The best recording of Bizet's masterpiece ever,imho! The sound quality of this 1911/12 complete opera recording,the first to include the dialogue (or the version with dialogue) before 1950,might be a problem for some,however. A great cast,though,who perform this masterpiece with great enthusiasm,considering the 'technology' that was afforded them. All it needed was that little bird in Wilma Flinstone's washing machine in the cartoon. It's just so strange to imagine the world outside the studio while they were recording. No horseless carriages (or at least,hardly any) just the sound of hooves,the whinnying of a horse,street vendors advertising their wares,no mobile phones or loud thudding beats from passing vehicles! Ah,bliss! :) :) :) Spare a thought for the music fan who had to get through the pile of cylinder's! Allot of hand cranking & one arm with a bicep like Popeye!! The transfer's,on this 2 cd set,by the world leading expert Ward Marston are superb! The booklet notes & photos,provided with this set are a delight & model of their kind.

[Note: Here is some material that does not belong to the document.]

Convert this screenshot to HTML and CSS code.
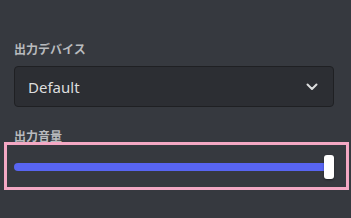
FILE: index.html
```html
<!DOCTYPE html>
<html>
<head>
    <title>Voice Settings</title>
    <link rel="stylesheet" href="styles.css">
</head>
<body>
    <div class="panel">
        <div class="field-label">出力デバイス</div>
        <div class="select-box">
            <span class="select-value">Default</span>
            <svg class="chevron" width="12" height="8" viewBox="0 0 12 8">
                <polyline points="1.5,1.5 6,6 10.5,1.5" fill="none" stroke="#dcddde" stroke-width="2" stroke-linecap="round" stroke-linejoin="round"/>
            </svg>
        </div>

        <div class="field-label second">出力音量</div>
        <div class="slider-frame">
            <div class="slider">
                <div class="track" style="width: 100%"></div>
                <div class="thumb"></div>
            </div>
        </div>
    </div>
</body>
</html>
```

FILE: styles.css
```css
html, body { margin: 0; padding: 0; }
body { background: #36393f; width: 351px; height: 218px; overflow: hidden; font-family: "Noto Sans", "Noto Sans CJK JP", sans-serif; }
.panel { padding: 42px 17px 0 14px; }
.field-label { font-family: "Noto Sans CJK JP", sans-serif; font-size: 12px; line-height: 14px; font-weight: 700; color: #b9bbbe; }
.field-label.second { margin-top: 22px; }
.select-box { margin-top: 10px; height: 39px; border: 1px solid #1f2023; border-radius: 4px; background: #2c2e33; display: flex; align-items: center; justify-content: space-between; padding: 0 15px 0 13px; }
.select-value { font-size: 15px; color: #dcddde; }
.chevron { display: block; margin-top: 1px; }
.slider-frame { margin: -1px -15px 0 -10px; height: 42px; border: 3px solid #f4a8c4; padding: 0 12px 0 7px; display: flex; align-items: center; }
.slider { position: relative; flex: 1; height: 8px; margin-top: 2px; }
.track { height: 8px; border-radius: 4px; background: #5865f2; }
.thumb { position: absolute; right: 0; top: -8px; width: 10px; height: 24px; border-radius: 3px; background: #ffffff; box-shadow: 0 1px 2px rgba(0,0,0,0.4); }
```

NB: In case anyone reading this is thinking of ditching their stereo recordings in favour of this. It's been deleted & sellers are asking eye watering prices. Just so you know! ;D

I'm not so old that I actually remember cylinders but there are certain pieces which I first heard on 78 RPM shellac recordings and which I can never hear even now without anticipating the side breaks. One such that springs immediately to mind is Saint-Saëns' Danse Macabre which I got to know through a Decca 78 of the Concertgebouw Orchestra conducted by Charles Münch and where the side break came at letter G in the score!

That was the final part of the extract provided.